### DATASET SECTION

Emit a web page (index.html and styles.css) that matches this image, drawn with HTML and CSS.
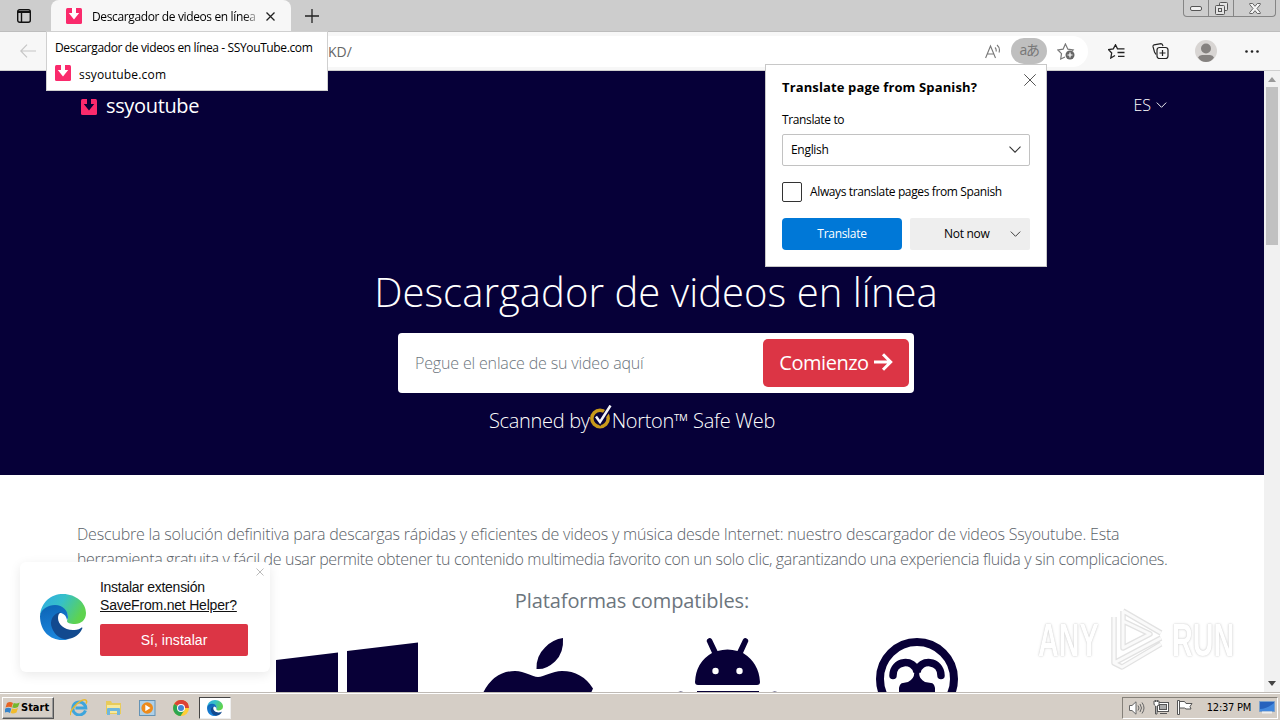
FILE: index.html
```html
<!DOCTYPE html>
<html lang="es">
<head>
<meta charset="utf-8">
<title>Descargador de videos en línea - SSYouTube.com</title>
<link rel="stylesheet" href="styles.css">
</head>
<body>
<svg width="0" height="0" class="defs">
  <defs>
    <linearGradient id="edgeGreen" x1="0" y1="0" x2="1" y2="0.4"><stop offset="0" stop-color="#2fa9e6"/><stop offset=".5" stop-color="#36c0c8"/><stop offset="1" stop-color="#5ed34f"/></linearGradient>
    <linearGradient id="edgeBlue" x1="0" y1="0" x2="0.2" y2="1"><stop offset="0" stop-color="#0c62b4"/><stop offset="1" stop-color="#1b86dc"/></linearGradient>
    <symbol id="edge" viewBox="0 0 46 46">
      <path d="M0 22C1 8 11 0 23 0c13 0 23 9 23 19 0 7-5 11-11 11-5 0-8-1-8-3 0-1 1-2 1-4 0-5-5-10-13-10C8 13 2 17 0 22z" fill="url(#edgeGreen)"/>
      <path d="M0 22c1-7 8-11 15-11 8 0 13 6 13 12 0 2-1 3-1 3-1-5-4-7-7-7-4 2-6 6-5 10 2 8 8 15 14 16-3 1-5 1-7 1C10 46 0 37 0 22z" fill="url(#edgeBlue)"/>
      <path d="M21 18c-8 1-12 9-9 16 3 8 10 12 16 11 7-1 12-5 14-10 1-1 0-2-1-1-3 2-6 2-8 2-9 0-15-6-15-12 0-3 1-5 3-6z" fill="#124a8f"/>
    </symbol>
    <symbol id="download" viewBox="0 0 16 16">
      <rect width="16" height="16" rx="1.500" fill="#fa2a6c"/>
      <path d="M6 0h4v5h3.200L8 11.500 2.800 5H6z" fill="currentColor"/>
    </symbol>
    <symbol id="chevron" viewBox="0 0 12 7"><path d="M.5.7 6 6.200 11.500.7" fill="none" stroke="currentColor" stroke-width="1.100"/></symbol>
  </defs>
</svg>

<div class="screen">
  <div class="tabstrip">
    <svg class="tab-actions" width="14" height="14" viewBox="0 0 14 14" fill="none" stroke="#111" stroke-width="1.400"><rect x=".7" y=".7" width="12.600" height="12.600" rx="2"/><path d="M1 3h12" stroke-width="2"/><path d="M4.500 4v9"/></svg>
    <div class="tab">
      <svg class="favicon" width="16" height="16"><use href="#download"/></svg>
      <span class="tab-title t-tab">Descargador de videos en línea</span>
      <svg width="9" height="9" viewBox="0 0 9 9" stroke="#222" stroke-width="1.300"><path d="M.5.5l8 8m0-8l-8 8"/></svg>
    </div>
    <svg class="new-tab" width="14" height="14" viewBox="0 0 14 14" stroke="#222" stroke-width="1.300"><path d="M7 0v14M0 7h14"/></svg>
    <div class="window-buttons">
      <span class="wb"><svg width="12" height="5" viewBox="0 0 12 5"><rect x=".5" y=".5" width="11" height="4" rx="1.500" fill="#f1f1f1" stroke="#555"/></svg></span>
      <span class="wb"><svg width="13" height="13" viewBox="0 0 13 13" fill="#e3e3e3" stroke="#555"><rect x="4.500" y=".5" width="8" height="8" rx="1"/><rect x=".5" y="3.500" width="9" height="9" rx="1"/><rect x="3.500" y="6.500" width="3" height="3"/></svg></span>
      <span class="wb wb-close"><svg width="12" height="11" viewBox="0 0 12 11" fill="#f5f5f5" stroke="#666"><path d="M.7.5h3L6 3.300 8.300.5h3v1L8 5.500l3.300 4v1h-3L6 7.700l-2.300 2.800h-3v-1L4 5.500.7 1.500z"/></svg></span>
    </div>
  </div>

  <div class="toolbar">
    <svg class="back" width="16" height="14" viewBox="0 0 16 14" fill="none" stroke="#c6c6c6" stroke-width="1.200"><path d="M16 7H1M7 .7.800 7 7 13.300"/></svg>
    <div class="address">
      <span class="url">KD/</span>
      <svg class="read" width="16" height="15" viewBox="0 0 16 15" fill="none" stroke="#777" stroke-width="1.100"><path d="M.6 14 5.500 2l5 12M2.300 10h6.500M10 3.500q1.700 1.600 1 4M12 1q3.500 3 2 7.500"/></svg>
      <span class="translate-pill">aあ</span>
      <svg class="star-plus" width="18" height="17" viewBox="0 0 18 17" fill="none" stroke="#777" stroke-width="1.200"><path d="M8 14 3.700 16l.8-5.300L.9 7l5.200-.8L8.400 1l2.500 5.200 5.200.8-1 1"/><circle cx="13" cy="12" r="4.500" fill="#666" stroke="none"/><path d="M13 9.500v5M10.500 12h5" stroke="#fff"/></svg>
    </div>
    <svg width="17" height="15" viewBox="0 0 17 15" fill="none" stroke="#222" stroke-width="1.300"><path d="M7 11.500 2.800 14l.9-5L.6 5.600l4.700-.7L7.500.8l2 4.100H16.500M9.500 8.500h7M10 12.300h6.500"/></svg>
    <svg class="collections" width="17" height="17" viewBox="0 0 17 17" fill="none" stroke="#222" stroke-width="1.200"><path d="M4 11.500 2.500 9 1 3.700Q.8 2.200 2 1.800L9 .7q1.500 0 2 2.500"/><rect x="5" y="4.500" width="11" height="11" rx="2.500"/><path d="M10.500 7v6M7.500 10h6"/></svg>
    <svg class="avatar" width="22" height="22" viewBox="0 0 22 22"><circle cx="11" cy="11" r="11" fill="#d8d5d3"/><circle cx="11" cy="8.500" r="5" fill="#858280"/><path d="M3 17.500q1-2.500 4-2.500h8q3 0 4 2.500Q16 22 11 22t-8-4.500z" fill="#858280"/></svg>
    <svg class="dots" width="14" height="3" viewBox="0 0 14 3" fill="#222"><circle cx="1.500" cy="1.500" r="1.300"/><circle cx="7" cy="1.500" r="1.300"/><circle cx="12.500" cy="1.500" r="1.300"/></svg>
  </div>

  <div class="viewport">
    <main class="page">
      <section class="hero">
        <header class="site-header">
          <a class="brand"><svg width="16" height="16"><use href="#download"/></svg><span class="t-brand">ssyoutube</span></a>
          <span class="lang"><span class="t-lang">ES</span><svg width="11" height="6"><use href="#chevron"/></svg></span>
        </header>
        <h1><span class="t-title">Descargador de videos en línea</span></h1>
        <div class="search">
          <span class="placeholder t-ph">Pegue el enlace de su video aquí</span>
          <button class="go"><span class="t-go">Comienzo</span><svg width="19" height="18" viewBox="0 0 19 18" fill="none" stroke="#fff" stroke-width="3"><path d="M0 9h16M9 1.200 16.700 9 9 16.800"/></svg></button>
        </div>
        <p class="norton"><span class="t-scan">Scanned by</span><svg width="22" height="24" viewBox="0 0 22 24" fill="none"><circle cx="10" cy="13.500" r="8.200" stroke="#c8991b" stroke-width="3.500"/><path d="M6 12l4 5L20 2" stroke="#05003a" stroke-width="5"/><path d="M6 11.500l4 5.500L20.500.5" stroke="#f4f4fa" stroke-width="2.500"/></svg><span class="t-norton">Norton™ Safe Web</span></p>
      </section>
      <section class="intro">
        <p><span class="t-l1">Descubre la solución definitiva para descargas rápidas y eficientes de videos y música desde Internet: nuestro descargador de videos Ssyoutube. Esta</span><br><span class="t-l2">herramienta gratuita y fácil de usar permite obtener tu contenido multimedia favorito con un solo clic, garantizando una experiencia fluida y sin complicaciones.</span></p>
        <h2><span class="t-plat">Plataformas compatibles:</span></h2>
        <div class="platforms">
          <svg width="142" height="55" viewBox="0 0 142 55"><path d="M0 22 62 14.500V55H0zM71 13 142 4.500V55H71z"/></svg>
          <svg class="apple" width="112" height="55" viewBox="0 0 112 55"><path d="M80 0q1 15-8 23.500Q63 32 53.500 31 53 18 62 9.500 70 1 80 0z"/><path d="M0 55Q11 33 32 33c10 0 17 6 23 6s14-6 24-6q20 0 31 17.500L108 55z"/></svg>
          <svg class="android" width="104" height="55" viewBox="0 0 104 55"><path d="M19 47V44Q20 24 36 15l-5-11a2.800 2.800 0 0 1 5-2.500l5.500 11.500q10-3 20 0L67 1.500A2.800 2.800 0 0 1 72 4l-5 11Q83 25 84 44q0 3-3 3H22q-3 0-3-3z"/><circle cx="39.500" cy="33" r="3.200" fill="#fff"/><circle cx="63.500" cy="33" r="3.200" fill="#fff"/><path d="M21 53h62v2H21zM0 55q5-3 9 0zM94 55q5-3 9 0z"/></svg>
          <svg class="linux" width="82" height="55" viewBox="0 0 82 55"><circle cx="41" cy="41" r="37" fill="none" stroke="#080037" stroke-width="8"/><path d="M17 37.500C17 22 38 20 41 34 44 20 65 22 65 37.500" fill="none" stroke="#080037" stroke-width="7.500" stroke-linecap="round"/><path d="M37 30h8q-5 9 4 14l6 1q3 0 4 5v5H23v-5q1-5 4-5l5-1q9-5 5-14z"/></svg>
        </div>
      </section>
    </main>
    <div class="scrollbar"><i class="arrow up"></i><i class="thumb"></i><i class="arrow down"></i></div>
  </div>

  <footer class="taskbar">
    <button class="start"><svg width="15" height="15" viewBox="0 0 15 15"><path d="M2 3q3-2 6 0L6.500 7.500Q4 6 .5 7.500z" fill="#e76524"/><path d="M8.700 3q3 1 6-.5L13 7Q10 8.500 7.200 7.500z" fill="#74b72d"/><path d="M.3 8.500Q3 7 6.300 8.500L5 13Q2 11-1 13z" fill="#3784ca"/><path d="M7 8.500q3 1 6-.5L11.500 12.500Q8 14 5.700 13z" fill="#f1bb2c"/></svg><b class="t-start">Start</b></button>
    <div class="quick">
      <svg width="18" height="17" viewBox="0 0 18 17"><path d="M15.500 11.500A6.500 6.500 0 1 1 15.800 9H5.500" fill="none" stroke="#3ea5dc" stroke-width="3"/><path d="M1 15.500C-3 15 10-1 15.500 1q2 1 .5 3.500" fill="none" stroke="#e9b92f" stroke-width="1.500"/></svg>
      <svg width="17" height="16" viewBox="0 0 17 16"><path d="M1 1h5l1 2h9v11H1z" fill="#e8cb5b"/><path d="M2 5h13v8H2z" fill="#f7e99b"/><path d="M2 15V9q0-1 1-1h11q1 0 1 1v6h-3v-4H5v4z" fill="#70b7dd"/></svg>
      <svg width="17" height="16" viewBox="0 0 17 16"><rect x=".5" y=".5" width="15.500" height="15" fill="#aed0e8" stroke="#6593b5"/><circle cx="8.200" cy="8" r="5.800" fill="#ed8b1c"/><path d="M6.300 4.700 11.500 8l-5.200 3.300z" fill="#fff"/></svg>
      <svg width="16" height="16" viewBox="0 0 16 16"><circle cx="8" cy="8" r="8" fill="#ffce35"/><path d="M8 8H16A8 8 0 0 0 1.200 3.900z" fill="#dc4136"/><path d="M8 8 1.200 3.900A8 8 0 0 0 7.500 16l4-6z" fill="#2ca650"/><path d="M8 4.500h7.200A8 8 0 0 0 8 0z" fill="#dc4136"/><circle cx="8" cy="8" r="4" fill="#fff"/><circle cx="8" cy="8" r="3" fill="#4285d4"/></svg>
    </div>
    <span class="active-app"><svg width="16" height="16"><use href="#edge"/></svg></span>
    <div class="tray">
      <svg width="16" height="14" viewBox="0 0 16 14" fill="#fff" stroke="#666"><path d="M.5 4.500H3L7 .8v12.400L3 9.500H.5z"/><path d="M9 4.500q2 2.500 0 5M11 3q3 4 0 8M13 1.500q4 5.500 0 11" fill="none"/></svg>
      <svg width="16" height="15" viewBox="0 0 16 15" fill="#fff" stroke="#555"><rect x="4.500" y="2.500" width="11" height="9"/><rect x="6.500" y="4.500" width="7" height="5" fill="#aaa"/><path d="M7 13.500h7" /><path d="M1 1h5v4q-1 1-2 1v8H2.500V6Q1 5 1 4zM2.500 0v2M4.500 0v2"/></svg>
      <svg width="16" height="15" viewBox="0 0 16 15" fill="#fff" stroke="#555"><path d="M.5.5h2v14h-2zM2.500 1.500h5l1.500 2h6l-2 3 1 2.500H9L7.500 8h-5z"/></svg>
      <span class="clock t-clock">12:37 PM</span>
      <svg width="16" height="13" viewBox="0 0 16 13"><path d="M.5.5h15v10H.5z" fill="#2762bd" stroke="#7aa0cb"/><path d="M1 8Q8 8 15 2v8H1z" fill="#4388dd"/><path d="M3 11.500h10" stroke="#eee" stroke-width="2"/></svg>
    </div>
  </footer>

  <aside class="tab-card">
    <span class="t-card">Descargador de videos en línea - SSYouTube.com</span>
    <div class="card-site"><svg class="favicon" width="16" height="16"><use href="#download"/></svg><span class="t-site">ssyoutube.com</span></div>
  </aside>

  <aside class="translate">
    <div class="tr-head"><b class="t-trh">Translate page from Spanish?</b><svg width="12" height="12" viewBox="0 0 12 12" stroke="#555"><path d="M.3.3l11.400 11.400m0-11.400L.3 11.700"/></svg></div>
    <span class="tr-label t-to">Translate to</span>
    <div class="select"><span class="t-eng">English</span><svg width="12" height="7"><use href="#chevron"/></svg></div>
    <label class="check"><i></i><span class="t-always">Always translate pages from Spanish</span></label>
    <div class="tr-buttons"><button class="primary"><span class="t-tr">Translate</span></button><button class="secondary"><span class="t-not">Not now</span><svg width="11" height="6"><use href="#chevron"/></svg></button></div>
  </aside>

  <aside class="install">
    <svg width="46" height="46"><use href="#edge"/></svg>
    <div class="install-body">
      <span class="t-in1">Instalar extensión</span>
      <u class="t-in2">SaveFrom.net Helper?</u>
      <button><span class="t-yes">Sí, instalar</span></button>
    </div>
    <svg class="install-x" width="8" height="8" viewBox="0 0 8 8" stroke="#bbb"><path d="M.5.5l7 7m0-7l-7 7"/></svg>
  </aside>

  <div class="watermark">
    <span class="wm wm-any">ANY</span>
    <svg width="58" height="66" viewBox="0 0 58 66" fill="none" stroke-linejoin="round"><g stroke="#e2e2e2" stroke-width="5.500"><path d="M15 4 53 26M15 4v37l27-14L15 14M6 10v46l8 4 39-23M6 56l47-25"/></g><g stroke="#fafafa" stroke-width="3"><path d="M15 4 53 26M15 4v37l27-14L15 14M6 10v46l8 4 39-23M6 56l47-25"/></g></svg>
    <span class="wm wm-run">RUN</span>
  </div>
</div>
</body>
</html>
```
FILE: styles.css
```css
* { box-sizing: border-box; }
body { margin: 0; font-family: "Open Sans", "Noto Sans", sans-serif; }
button { border: 0; padding: 0; font: inherit; }
svg { display: block; flex: none; }
span, b, u { white-space: nowrap; }
.defs { position: absolute; }
.screen { position: relative; width: 1280px; height: 720px; overflow: hidden; display: flex; flex-direction: column; background: #fff; }

/* text tracking */
.t-tab, .t-card { letter-spacing: -.37px; }
.t-brand { letter-spacing: -.35px; }
.t-title { letter-spacing: .04px; }
.t-ph { letter-spacing: -.16px; }
.t-go { letter-spacing: -.48px; }
.t-scan, .t-norton { letter-spacing: -.3px; }
.t-l1 { letter-spacing: -.19px; }
.t-l2 { letter-spacing: -.335px; }
.t-plat { letter-spacing: -.1px; }
.t-site { letter-spacing: .17px; }
.t-trh { letter-spacing: .13px; }
.t-to, .t-always { letter-spacing: -.37px; }
.t-eng, .t-tr, .t-not { letter-spacing: -.3px; }
.t-in1 { letter-spacing: -.28px; }
.t-in2 { letter-spacing: -.2px; }
.t-yes { letter-spacing: .05px; }
.t-clock { letter-spacing: -.25px; }

/* browser chrome */
.tabstrip { height: 32px; flex: none; display: flex; background: #cdcdcd; border-bottom: 1px solid #bdbdbd; }
.tab-actions { margin: 9px 0 0 17px; }
.tab { width: 240px; height: 32px; margin-left: 20px; padding: 0 15px; display: flex; align-items: center; background: #f7f7f7; border-radius: 8px 8px 0 0; }
.favicon { color: #fff; }
.tab-title { width: 164px; margin: 0 10px; overflow: hidden; font-size: 12px; -webkit-mask-image: linear-gradient(90deg, #000 152px, rgba(0, 0, 0, .3)); }
.new-tab { margin: 9px 0 0 14px; }
.window-buttons { margin-left: auto; margin-right: 4px; height: 17px; display: flex; border: 1px solid #858585; border-top: 0; border-radius: 0 0 4px 4px; }
.wb { width: 25px; display: flex; align-items: center; justify-content: center; border-right: 1px solid #858585; }
.wb-close { width: 41px; border: 0; }
.toolbar { height: 39px; flex: none; display: flex; align-items: center; padding: 0 21px 0 20px; background: #f7f7f7; border-bottom: 1px solid #cfcfcf; }
.address { width: 1028px; height: 31px; margin: 0 20px 0 24px; padding-right: 13px; display: flex; align-items: center; background: #fff; border-radius: 16px; }
.url { margin-left: 268px; color: #666; font-size: 14px; }
.read { margin-left: auto; }
.translate-pill { width: 36px; height: 26px; margin: 0 10px; border-radius: 13px; background: #bfbfbf; color: #777; font: 14px/24px "Open Sans", "Noto Sans CJK JP", sans-serif; letter-spacing: -1.5px; text-align: center; }
.collections { margin-left: 27px; }
.avatar { margin-left: 26px; }
.dots { margin-left: auto; }

/* web page */
.viewport { height: 621px; flex: none; display: flex; }
.page { width: 1264px; overflow: hidden; }
.hero { height: 404px; background: #060038; color: #fff; }
.site-header { height: 68px; padding: 0 97px 0 81px; display: flex; align-items: center; justify-content: space-between; }
.brand, .lang { display: flex; align-items: center; }
.brand { gap: 9px; color: #060038; font-size: 20px; line-height: 27px; padding-top: 3px; }
.brand span { color: #fff; margin-top: -3px; }
.lang { gap: 5px; font-size: 16px; font-weight: 350; }
h1 { margin: 125px 0 0 48px; text-align: center; font-size: 40px; line-height: 56px; font-weight: 320; }
.search { width: 516px; height: 60px; margin: 13px 0 0 398px; padding: 6px 5px 6px 17px; display: flex; align-items: center; justify-content: space-between; background: #fff; border-radius: 4px; }
.placeholder { color: #6c757d; font-size: 16px; font-weight: 300; }
.go { width: 146px; height: 48px; display: flex; align-items: center; justify-content: center; gap: 5px; padding-bottom: 2px; background: #dc3545; border-radius: 5px; color: #fff; font-size: 20px; }
.norton { margin: 12px 0 0; display: flex; justify-content: center; font-size: 20px; line-height: 32px; font-weight: 300; }
.intro { color: #5b6269; font-weight: 300; }
.intro p { margin: 47px 0 0 77px; font-size: 16px; line-height: 25px; }
h2 { margin: 13px 0 0; font-size: 20px; line-height: 32px; font-weight: 400; text-align: center; color: #6c757d; }
.platforms { padding-top: 21px; padding-left: 276px; display: flex; fill: #080037; }
.apple { margin-left: 65px; }
.android { margin-left: 81px; }
.linux { margin-left: 96px; }
.scrollbar { width: 16px; display: flex; flex-direction: column; align-items: center; background: #f1f1f1; }
.arrow { border: 4px solid transparent; }
.up { margin-top: 6px; border-bottom: 5px solid #999; border-top: 0; height: 5px; }
.thumb { width: 12px; height: 158px; margin-top: 5px; background: #c1c1c1; }
.down { margin-top: auto; margin-bottom: 6px; border-top: 5px solid #444; border-bottom: 0; height: 5px; }

/* taskbar */
.taskbar { height: 28px; flex: none; display: flex; align-items: center; padding: 2px 2px 0; background: #d5cec6; border-top: 1px solid #bfbab5; box-shadow: inset 0 1px #fff; }
.start { width: 52px; height: 22px; padding-left: 2px; display: flex; align-items: center; gap: 1px; color: #000; background: #d5cec6; border: 1px solid; border-color: #fff #555 #555 #fff; box-shadow: inset -1px -1px #999; font-family: "DejaVu Sans Condensed", "DejaVu Sans", sans-serif; font-size: 11px; }
.quick { display: flex; align-items: center; gap: 17px; margin-left: 16px; }
.active-app { width: 32px; height: 22px; margin-left: 10px; display: flex; align-items: center; justify-content: center; background: #fff; border: 1px solid; border-color: #444 #eee #eee #444; }
.tray { width: 156px; height: 22px; margin-left: auto; padding: 0 2px 0 6px; display: flex; align-items: center; gap: 8px; border: 1px solid; border-color: #858079 #fff #fff #858079; }
.clock { margin-left: auto; font: 11px "DejaVu Sans Condensed", "DejaVu Sans", sans-serif; }

/* tab hover card */
.tab-card { position: absolute; left: 46px; top: 31px; width: 282px; height: 60px; padding: 7px 8px; background: #fff; border: 1px solid #d0d0d0; font-size: 12px; line-height: 18px; }
.card-site { display: flex; align-items: center; gap: 8px; margin-top: 9px; }
.card-site svg { margin-top: -4px; }

/* translate prompt */
.translate { position: absolute; left: 765px; top: 64px; width: 282px; height: 203px; padding: 8px 16px; display: flex; flex-direction: column; background: #fff; border: 1px solid #c8c8c8; font-size: 12px; }
.tr-head { height: 28px; display: flex; justify-content: space-between; line-height: 28px; margin-right: -6px; }
.tr-head b { font-size: 13px; }
.tr-head svg { margin-top: 1px; }
.tr-label { line-height: 18px; margin-top: 10px; }
.select { height: 32px; margin-top: 5px; padding: 0 8px 1px; display: flex; align-items: center; justify-content: space-between; border: 1px solid #c2c2c2; border-radius: 2px; color: #000; }
.select svg, .secondary svg { color: #333; }
.check { display: flex; align-items: center; gap: 8px; margin-top: 16px; height: 20px; }
.check span { margin-top: -1px; }
.check i { width: 20px; height: 20px; border: 1px solid #333; border-radius: 2px; }
.tr-buttons { display: flex; gap: 8px; margin-top: 16px; }
.tr-buttons button { width: 120px; height: 32px; padding-bottom: 1px; border-radius: 2px; }
.tr-buttons .primary { background: #0078d7; color: #fff; border-radius: 4px; }
.tr-buttons .secondary { display: flex; align-items: center; justify-content: space-between; padding: 0 9px 1px 34px; background: #eee; }

/* extension prompt */
.install { position: absolute; left: 20px; top: 562px; width: 250px; height: 110px; padding: 16px 22px 16px 20px; display: flex; align-items: center; gap: 14px; background: #fff; border-radius: 6px; box-shadow: 0 3px 12px rgba(0, 0, 0, .09); font: 14px/18px "Liberation Sans", sans-serif; color: #111; }
.install-body { display: flex; flex-direction: column; }
.install-body button { width: 148px; height: 32px; margin-top: 10px; background: #dc3545; border-radius: 2px; color: #fff; }
.install-x { position: absolute; right: 6px; top: 6px; }

/* watermark over the page */
.watermark { position: absolute; left: 1038px; top: 607px; display: flex; align-items: center; gap: 6px; }
.wm { width: 64px; font: bold 47px/66px "Liberation Sans", sans-serif; color: #fff; text-shadow: 0 0 3px #ccc, 0 0 1px #ccc; transform: scaleX(.61); transform-origin: left; }
.wm-run { width: 62px; }
```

######

▸ **EXERCISE BRIEF**: Work out how many lines of the data above hold the word "styles", and write only the count.

▸ **SOLUTION FOR THIS PROBLEM**: 3